## Problem requirements
All of the data should be repeated exactly; pictures are not part of the copy.

'''

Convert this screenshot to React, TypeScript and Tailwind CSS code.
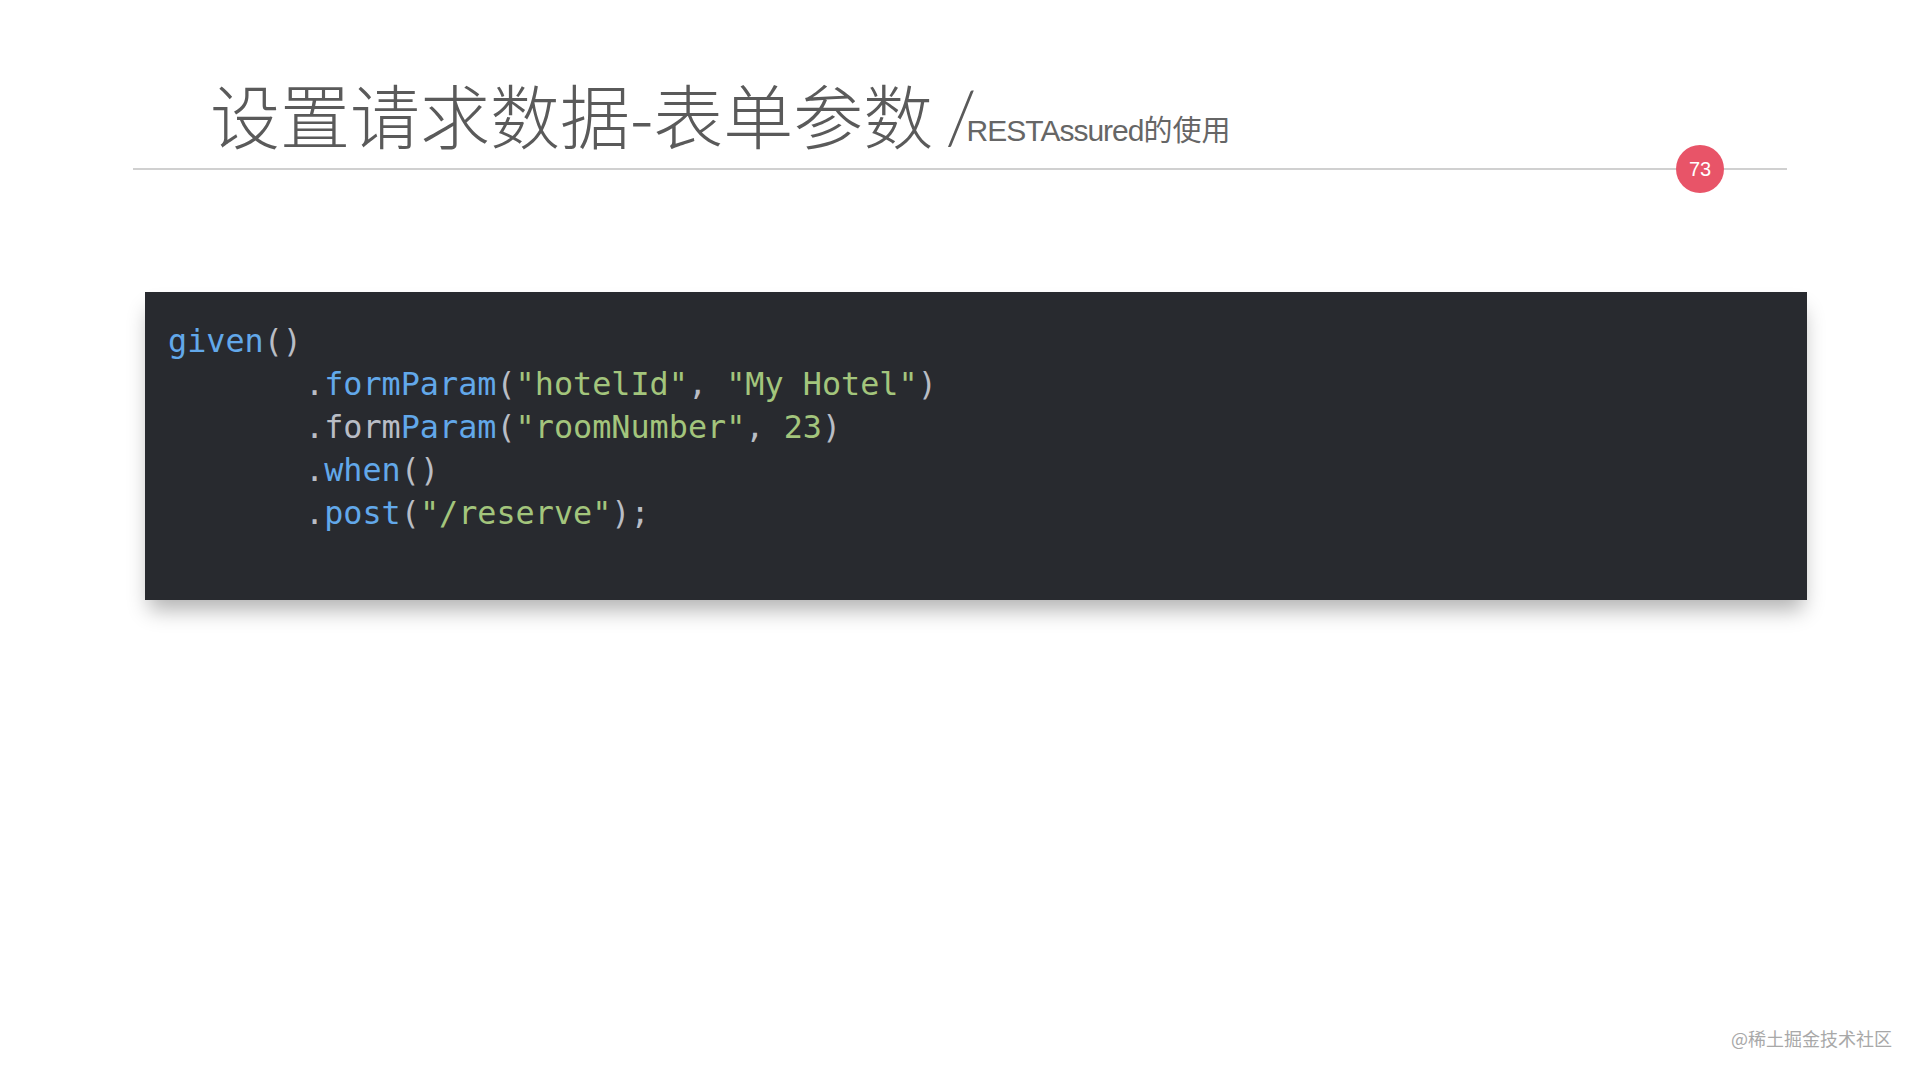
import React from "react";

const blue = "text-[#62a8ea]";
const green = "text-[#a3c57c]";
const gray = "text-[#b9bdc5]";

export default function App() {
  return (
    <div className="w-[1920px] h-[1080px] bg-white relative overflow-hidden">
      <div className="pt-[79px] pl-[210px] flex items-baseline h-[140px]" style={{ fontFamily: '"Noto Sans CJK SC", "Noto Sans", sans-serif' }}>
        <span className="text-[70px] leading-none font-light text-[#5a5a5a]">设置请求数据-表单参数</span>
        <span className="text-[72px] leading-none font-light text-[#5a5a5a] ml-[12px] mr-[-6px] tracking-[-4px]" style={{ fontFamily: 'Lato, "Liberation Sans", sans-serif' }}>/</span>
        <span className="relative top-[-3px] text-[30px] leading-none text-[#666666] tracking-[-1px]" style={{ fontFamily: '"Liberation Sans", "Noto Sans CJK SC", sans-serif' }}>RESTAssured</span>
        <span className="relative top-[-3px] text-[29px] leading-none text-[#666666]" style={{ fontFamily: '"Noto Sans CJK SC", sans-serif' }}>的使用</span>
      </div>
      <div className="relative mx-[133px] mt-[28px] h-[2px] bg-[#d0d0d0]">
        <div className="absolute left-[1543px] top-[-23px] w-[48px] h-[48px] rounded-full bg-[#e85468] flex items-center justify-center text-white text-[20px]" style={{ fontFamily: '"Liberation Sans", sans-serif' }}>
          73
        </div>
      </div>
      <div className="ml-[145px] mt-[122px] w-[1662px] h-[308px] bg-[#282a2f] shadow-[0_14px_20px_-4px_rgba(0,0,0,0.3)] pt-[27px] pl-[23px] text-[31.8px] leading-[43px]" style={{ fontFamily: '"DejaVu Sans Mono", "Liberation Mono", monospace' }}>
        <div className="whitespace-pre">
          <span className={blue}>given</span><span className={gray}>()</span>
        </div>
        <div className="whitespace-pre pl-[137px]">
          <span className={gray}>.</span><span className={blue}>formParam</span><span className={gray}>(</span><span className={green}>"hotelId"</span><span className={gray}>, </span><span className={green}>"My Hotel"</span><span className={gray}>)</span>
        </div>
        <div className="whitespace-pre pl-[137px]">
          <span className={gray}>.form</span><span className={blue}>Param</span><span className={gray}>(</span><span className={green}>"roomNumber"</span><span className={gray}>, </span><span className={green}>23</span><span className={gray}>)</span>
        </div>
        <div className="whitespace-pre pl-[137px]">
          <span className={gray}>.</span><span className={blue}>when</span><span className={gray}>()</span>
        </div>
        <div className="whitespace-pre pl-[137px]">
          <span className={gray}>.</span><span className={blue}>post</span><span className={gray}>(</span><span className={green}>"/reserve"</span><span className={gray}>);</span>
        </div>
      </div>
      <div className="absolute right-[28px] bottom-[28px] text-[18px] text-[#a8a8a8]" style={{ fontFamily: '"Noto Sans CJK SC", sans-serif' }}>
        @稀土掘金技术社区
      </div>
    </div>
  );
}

'''

## Exercise output
Convert this screenshot to React, TypeScript and Tailwind CSS code.
import React from "react";

const blue = "text-[#62a8ea]";
const green = "text-[#a3c57c]";
const gray = "text-[#b9bdc5]";

export default function App() {
  return (
    <div className="w-[1920px] h-[1080px] bg-white relative overflow-hidden">
      <div className="pt-[79px] pl-[210px] flex items-baseline h-[140px]" style={{ fontFamily: '"Noto Sans CJK SC", "Noto Sans", sans-serif' }}>
        <span className="text-[70px] leading-none font-light text-[#5a5a5a]">设置请求数据-表单参数</span>
        <span className="text-[72px] leading-none font-light text-[#5a5a5a] ml-[12px] mr-[-6px] tracking-[-4px]" style={{ fontFamily: 'Lato, "Liberation Sans", sans-serif' }}>/</span>
        <span className="relative top-[-3px] text-[30px] leading-none text-[#666666] tracking-[-1px]" style={{ fontFamily: '"Liberation Sans", "Noto Sans CJK SC", sans-serif' }}>RESTAssured</span>
        <span className="relative top-[-3px] text-[29px] leading-none text-[#666666]" style={{ fontFamily: '"Noto Sans CJK SC", sans-serif' }}>的使用</span>
      </div>
      <div className="relative mx-[133px] mt-[28px] h-[2px] bg-[#d0d0d0]">
        <div className="absolute left-[1543px] top-[-23px] w-[48px] h-[48px] rounded-full bg-[#e85468] flex items-center justify-center text-white text-[20px]" style={{ fontFamily: '"Liberation Sans", sans-serif' }}>
          73
        </div>
      </div>
      <div className="ml-[145px] mt-[122px] w-[1662px] h-[308px] bg-[#282a2f] shadow-[0_14px_20px_-4px_rgba(0,0,0,0.3)] pt-[27px] pl-[23px] text-[31.8px] leading-[43px]" style={{ fontFamily: '"DejaVu Sans Mono", "Liberation Mono", monospace' }}>
        <div className="whitespace-pre">
          <span className={blue}>given</span><span className={gray}>()</span>
        </div>
        <div className="whitespace-pre pl-[137px]">
          <span className={gray}>.</span><span className={blue}>formParam</span><span className={gray}>(</span><span className={green}>"hotelId"</span><span className={gray}>, </span><span className={green}>"My Hotel"</span><span className={gray}>)</span>
        </div>
        <div className="whitespace-pre pl-[137px]">
          <span className={gray}>.form</span><span className={blue}>Param</span><span className={gray}>(</span><span className={green}>"roomNumber"</span><span className={gray}>, </span><span className={green}>23</span><span className={gray}>)</span>
        </div>
        <div className="whitespace-pre pl-[137px]">
          <span className={gray}>.</span><span className={blue}>when</span><span className={gray}>()</span>
        </div>
        <div className="whitespace-pre pl-[137px]">
          <span className={gray}>.</span><span className={blue}>post</span><span className={gray}>(</span><span className={green}>"/reserve"</span><span className={gray}>);</span>
        </div>
      </div>
      <div className="absolute right-[28px] bottom-[28px] text-[18px] text-[#a8a8a8]" style={{ fontFamily: '"Noto Sans CJK SC", sans-serif' }}>
        @稀土掘金技术社区
      </div>
    </div>
  );
}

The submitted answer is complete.